The Boy in the Box

young soldier in Vietnam War

This story was originally selected for publication in Virginia Commonwealth University’s 1992 annual, Richmond Arts Magazine. Thank you to Dennis Danvers and Gregory Donovan for the early encouragement in creativity.

The boy placed his palm against the door, the print of each finger dancing lightly across the surface as if the door were too hot to touch or so cold the skin would stick to the frozen wood. He turned the knob with his other hand and pushed the door open. The light from the hall fell onto the floor, first just a sliver that flew across the room and shot up the wall, then in an ever-dimming arc that barely lit the room when the door stood wide open. He stood framed in the doorway and looked up over his shoulder at the bare bulb in the hall. How strange, he thought, that the light that had seemed so bright, so revealing with the door closed, was now so dull, so unable, it seemed, to shed any of its light into the room.

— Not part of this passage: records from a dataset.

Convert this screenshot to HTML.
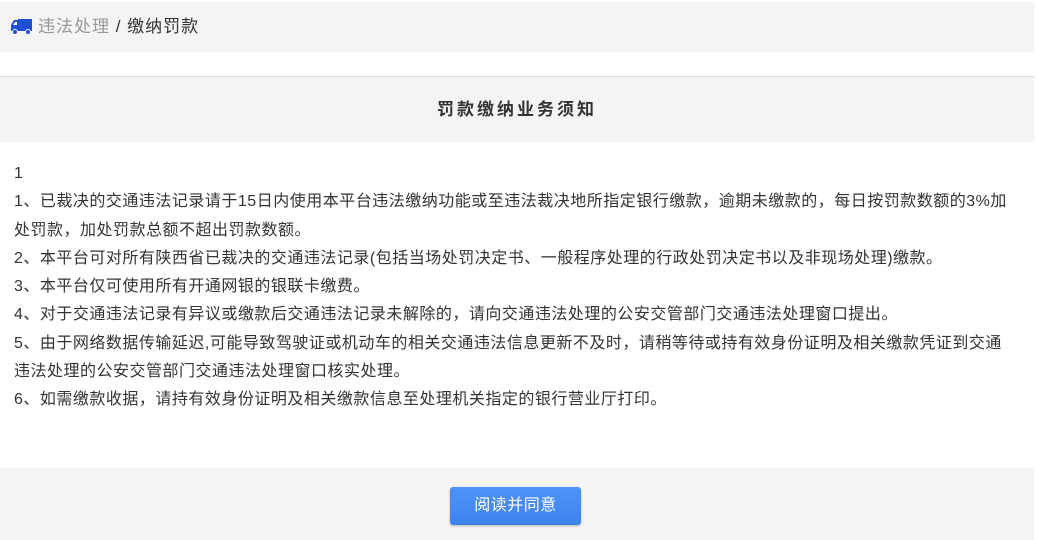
<!DOCTYPE html>
<html><head><meta charset="utf-8"><style>
body{margin:0;width:1037px;height:540px;background:#fff;font-family:"Liberation Sans","Microsoft YaHei","Noto Sans CJK SC",sans-serif;color:#333;overflow:hidden;position:relative}
.top{position:absolute;left:0;top:2px;width:1034px;height:50px;background:#f4f4f4}
.crumb{position:absolute;left:10px;top:16px;font-size:17px;line-height:22px;white-space:nowrap;letter-spacing:1px}
.crumb .a{color:#999}
.hd{position:absolute;left:0;top:76px;width:1034px;height:65px;background:#f4f4f4;border-top:1px solid #ddd;text-align:center;font-size:17px;font-weight:bold;line-height:66px;color:#333;letter-spacing:3px}
.ct{position:absolute;left:14px;top:160px;font-size:16px;line-height:28.3px;white-space:nowrap;color:#333;letter-spacing:0.5px}
.ft{position:absolute;left:0;top:468px;width:1034px;height:72px;background:#f4f4f4}
.btn{position:absolute;left:450px;top:487px;width:131px;height:38px;background:linear-gradient(#4e93f7,#3f82ee);border-radius:3px;box-shadow:0 1px 2px rgba(0,0,0,.25);color:#fff;font-size:16px;line-height:38px;text-align:center;letter-spacing:0.5px}
</style></head><body>
<div class="top"></div>
<div class="crumb"><svg width="24" height="18" viewBox="0 0 24 18" style="vertical-align:-3px;margin-right:4px"><path d="M8 2h14v11H8z" fill="#1f4fd1"/><path d="M1 8l3-5h5v10H1z" fill="#1f4fd1"/><rect x="1" y="11" width="21" height="3" fill="#1f4fd1"/><circle cx="5" cy="15" r="2.5" fill="#1f4fd1" stroke="#f4f4f4" stroke-width="1"/><circle cx="18" cy="15" r="2.5" fill="#1f4fd1" stroke="#f4f4f4" stroke-width="1"/><path d="M3 8l2-3h2v3z" fill="#f4f4f4"/></svg><span class="a">违法处理</span> / 缴纳罚款</div>
<div class="hd">罚款缴纳业务须知</div>
<div class="ct">1<br>1、已裁决的交通违法记录请于15日内使用本平台违法缴纳功能或至违法裁决地所指定银行缴款，逾期未缴款的，每日按罚款数额的3%加<br>处罚款，加处罚款总额不超出罚款数额。<br>2、本平台可对所有陕西省已裁决的交通违法记录(包括当场处罚决定书、一般程序处理的行政处罚决定书以及非现场处理)缴款。<br>3、本平台仅可使用所有开通网银的银联卡缴费。<br>4、对于交通违法记录有异议或缴款后交通违法记录未解除的，请向交通违法处理的公安交管部门交通违法处理窗口提出。<br>5、由于网络数据传输延迟,可能导致驾驶证或机动车的相关交通违法信息更新不及时，请稍等待或持有效身份证明及相关缴款凭证到交通<br>违法处理的公安交管部门交通违法处理窗口核实处理。<br>6、如需缴款收据，请持有效身份证明及相关缴款信息至处理机关指定的银行营业厅打印。</div>
<div class="ft"></div>
<div class="btn">阅读并同意</div>
</body></html>
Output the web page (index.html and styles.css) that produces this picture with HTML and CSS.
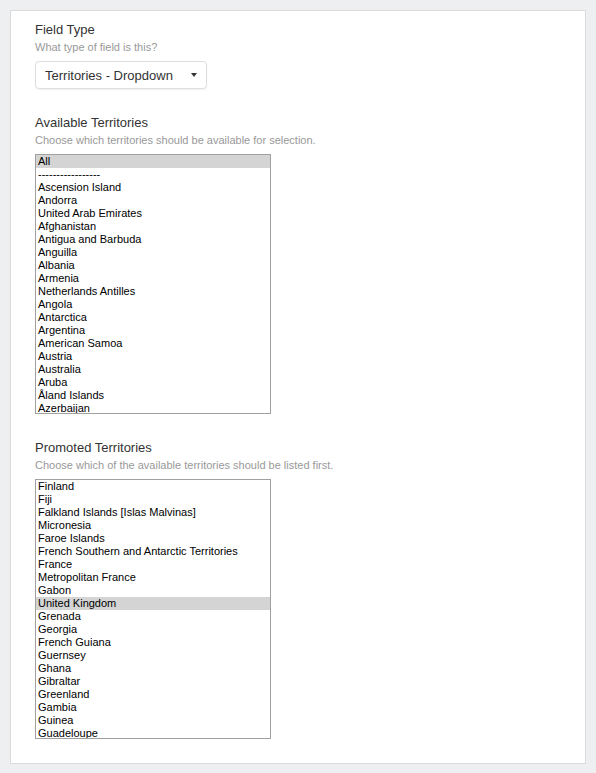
FILE: index.html
```html
<!DOCTYPE html>
<html>
<head>
<meta charset="utf-8">
<link rel="stylesheet" href="styles.css">
</head>
<body>
<div class="card">
  <div class="field">
    <div class="label">Field Type</div>
    <div class="help">What type of field is this?</div>
    <div class="dropdown">
      <span class="dropdown-text">Territories - Dropdown</span>
      <span class="caret"></span>
    </div>
  </div>
  <div class="field">
    <div class="label">Available Territories</div>
    <div class="help">Choose which territories should be available for selection.</div>
    <div class="listbox" role="listbox">
      <div class="opt selected">All</div>
      <div class="opt">-----------------</div>
      <div class="opt">Ascension Island</div>
      <div class="opt">Andorra</div>
      <div class="opt">United Arab Emirates</div>
      <div class="opt">Afghanistan</div>
      <div class="opt">Antigua and Barbuda</div>
      <div class="opt">Anguilla</div>
      <div class="opt">Albania</div>
      <div class="opt">Armenia</div>
      <div class="opt">Netherlands Antilles</div>
      <div class="opt">Angola</div>
      <div class="opt">Antarctica</div>
      <div class="opt">Argentina</div>
      <div class="opt">American Samoa</div>
      <div class="opt">Austria</div>
      <div class="opt">Australia</div>
      <div class="opt">Aruba</div>
      <div class="opt">Åland Islands</div>
      <div class="opt">Azerbaijan</div>
    </div>
  </div>
  <div class="field last">
    <div class="label">Promoted Territories</div>
    <div class="help">Choose which of the available territories should be listed first.</div>
    <div class="listbox" role="listbox">
      <div class="opt">Finland</div>
      <div class="opt">Fiji</div>
      <div class="opt">Falkland Islands [Islas Malvinas]</div>
      <div class="opt">Micronesia</div>
      <div class="opt">Faroe Islands</div>
      <div class="opt">French Southern and Antarctic Territories</div>
      <div class="opt">France</div>
      <div class="opt">Metropolitan France</div>
      <div class="opt">Gabon</div>
      <div class="opt selected">United Kingdom</div>
      <div class="opt">Grenada</div>
      <div class="opt">Georgia</div>
      <div class="opt">French Guiana</div>
      <div class="opt">Guernsey</div>
      <div class="opt">Ghana</div>
      <div class="opt">Gibraltar</div>
      <div class="opt">Greenland</div>
      <div class="opt">Gambia</div>
      <div class="opt">Guinea</div>
      <div class="opt">Guadeloupe</div>
    </div>
  </div>
</div>
</body>
</html>
```
FILE: styles.css
```css
html, body {
  margin: 0;
  padding: 0;
}
body {
  background: #eeeff1;
  padding: 10px 10px 11px 10px;
  font-family: "Liberation Sans", Arial, Helvetica, sans-serif;
  color: #333;
}
.card {
  background: #fff;
  border: 1px solid #dadbdd;
  padding: 9px 24px 24px 24px;
}
.field {
  margin-bottom: 24px;
}
.field.last {
  margin-bottom: 0;
}
.label {
  font-size: 13px;
  line-height: 19px;
  color: #333;
}
.help {
  font-size: 11px;
  line-height: 16px;
  color: #999;
  margin-bottom: 6px;
}
.dropdown {
  margin-top: 5px;
  width: 172px;
  height: 28px;
  box-sizing: border-box;
  border: 1px solid #dedede;
  border-radius: 4px;
  box-shadow: 0 1px 2px rgba(0, 0, 0, 0.06);
  display: flex;
  align-items: center;
  padding: 0 9px;
  font-size: 13px;
  color: #333;
}
.dropdown-text {
  flex: 1;
}
.caret {
  width: 0;
  height: 0;
  border-left: 3.5px solid transparent;
  border-right: 3.5px solid transparent;
  border-top: 4px solid #333;
}
.listbox {
  width: 236px;
  height: 260px;
  box-sizing: border-box;
  border: 1px solid #a0a0a0;
  overflow: hidden;
  font-size: 11px;
  color: #000;
}
.opt {
  height: 13px;
  line-height: 13px;
  padding: 0 2px;
  white-space: nowrap;
}
.opt.selected {
  background: #d4d4d4;
}
```
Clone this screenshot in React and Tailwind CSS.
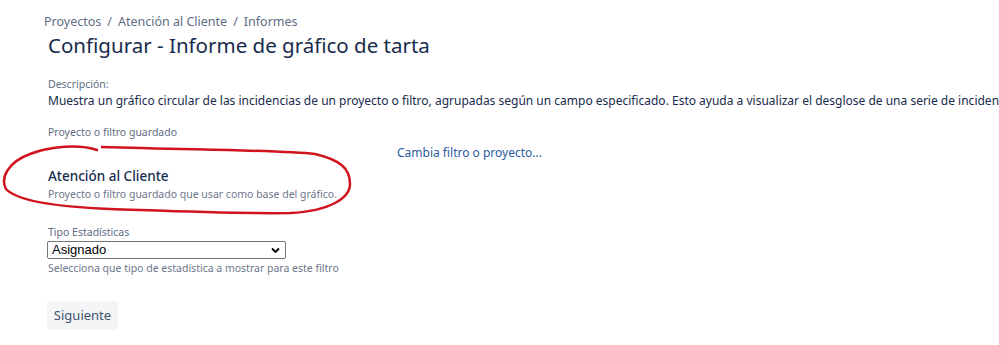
import React from "react";

function Annotation() {
  return (
    <svg className="absolute left-0 top-0 pointer-events-none" width="999" height="345" viewBox="0 0 999 345" fill="none">
      <path
        d="M97 150 C80 144 50 146 30 154 C8 162 0 178 6 189 C18 202 60 207 110 209 C170 211 240 214 290 213 C330 211 350 198 350 184 C350 168 340 160 315 154 C280 150 200 150 102 147"
        stroke="#d0131c"
        strokeWidth="2.5"
        strokeLinecap="round"
      />
    </svg>
  );
}

export default function App() {
  const [tipo, setTipo] = React.useState("Asignado");

  return (
    <div className="relative w-[999px] h-[345px] overflow-hidden bg-white font-['Noto_Sans',sans-serif] text-[#172b4d]">
      <div className="pl-[44px] pt-[13px]">
        <nav className="text-[12.5px] leading-[18px] text-[#5e6c84] flex gap-[6px]">
          <span>Proyectos</span>
          <span>/</span>
          <span>Atención al Cliente</span>
          <span>/</span>
          <span>Informes</span>
        </nav>
        <h1 className="ml-[4px] text-[20.5px] leading-[28px] font-normal whitespace-nowrap">
          Configurar - Informe de gráfico de tarta
        </h1>
      </div>

      <div className="pl-[48px] mt-[17px]">
        <p className="text-[10.5px] leading-[16px] text-[#5e6c84]">Descripción:</p>
        <p className="w-[951px] text-[12px] leading-[18px] whitespace-nowrap overflow-hidden">
          Muestra un gráfico circular de las incidencias de un proyecto o filtro, agrupadas según un campo especificado. Esto ayuda a visualizar el desglose de una serie de incidencias.
        </p>

        <p className="mt-[14px] text-[10.5px] leading-[16px] text-[#5e6c84]">Proyecto o filtro guardado</p>
        <div className="flex">
          <div className="w-[349px] pt-[26px]">
            <p className="text-[13.5px] leading-[20px] font-medium">Atención al Cliente</p>
            <p className="text-[10.5px] leading-[16px] text-[#6b778c]">Proyecto o filtro guardado que usar como base del gráfico.</p>
          </div>
          <a className="pt-[4px] text-[12px] leading-[18px] text-[#2c5aa0]" href="#">Cambia filtro o proyecto...</a>
        </div>

        <p className="mt-[22px] text-[10.5px] leading-[16px] text-[#5e6c84]">Tipo Estadísticas</p>
        <div className="relative w-[239px] h-[18px] mt-[1px] -ml-[1px]">
          <select
            value={tipo}
            onChange={e => setTipo(e.target.value)}
            className="appearance-none block w-full h-[18px] py-0 border border-[#767676] rounded-[2px] bg-white pl-[4px] text-[13px] leading-[16px] text-black font-['Liberation_Sans',sans-serif]"
          >
            <option>Asignado</option>
            <option>Informador</option>
            <option>Estado</option>
            <option>Prioridad</option>
          </select>
          <svg className="absolute right-[6px] top-[6px] pointer-events-none" width="9" height="7" viewBox="0 0 9 7">
            <path d="M1 1.5 L4.5 5 L8 1.5" stroke="#000" strokeWidth="1.8" fill="none" />
          </svg>
        </div>
        <p className="mt-[1px] text-[10.5px] leading-[16px] text-[#6b778c]">Selecciona que tipo de estadística a mostrar para este filtro</p>

        <button className="block mt-[25px] -ml-[1px] h-[29px] w-[71px] rounded-[3px] bg-[#f4f5f7] text-[13px] text-[#42526e]">
          Siguiente
        </button>
      </div>

      <Annotation />
    </div>
  );
}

The blinds on the windows were shut and the little bit of light that seeped between the slats painted the room in the various shades of a grey and somber palette, the yellow light form the hall just tinting the walls enough to make them look sick and jaundiced. He stepped into the room and shut the door behind him, keeping the knob turned so the latch wouldn’t click in the catch. With the door settled back into its frame, he held his breath and turned his hand, slowly, patiently, allowing the latch to slide back into place without a sound. He was afraid, afraid that the click of the lock would echo through the house bouncing off the walls back and forth and back and forth until the walls shook with an echoing chorus of a thousand clicking locks. He sucked in a heavy sigh and looked at his hand, its grip so tight that his knuckles were as white as the white of the porcelain doorknob. The hand felt hot and moist. It wanted to stick to the knob, but he let go of it and held the back of it up to his face, feeling the heat radiate off the palm and noticing how smooth the skin seemed. No scars, no scrapes or scabs or cracks, just the smooth and almost hairless back of his hand, crisscrossed by the darker lines that traced the paths of his blood.

Not like his father’s hand. A hard hand. Tough, calloused, the tip of the left index finger missing, an accident during the war. A middle finger slightly crooked, broken in a fight and not healed right, just set with some tape and a couple of popsicle sticks. You’ve got to take it like a man. The pain. Yeah, and the fights and the insults and the bruises and breaks, not just the body, boy, but the soul and the life that seems like it’ll never end, but one day it will. You just have to keep fighting to keep it. That’s what his father knew and that’s what his father told him. A hard, calloused hand.

He let his hand fall to his side and went over to one of the windows. There wasn’t a cord on the blind to open the slats anymore; it had broken off some time ago and his father hadn’t had time to fix it before he left, seeing as he would have to take the blind down from the window to get at its inside workings to put a new cord on. So he just left it alone, not wanting to pull the blind all the way up to the top of the window. He didn’t want anyone to see in and he didn’t want to look out of it either, so he went to the other window which had a cord still and tugged on the string to open the slats just a little. Lines of light, he noticed, sitting on the edge of the bed, lines of light that never connect, never fill in the picture of even the one small view of the world outside the window. He could, he reminded himself, pull the blinds up and see that view, but not without someone seeing inside, too. Seeing him, alone in the room.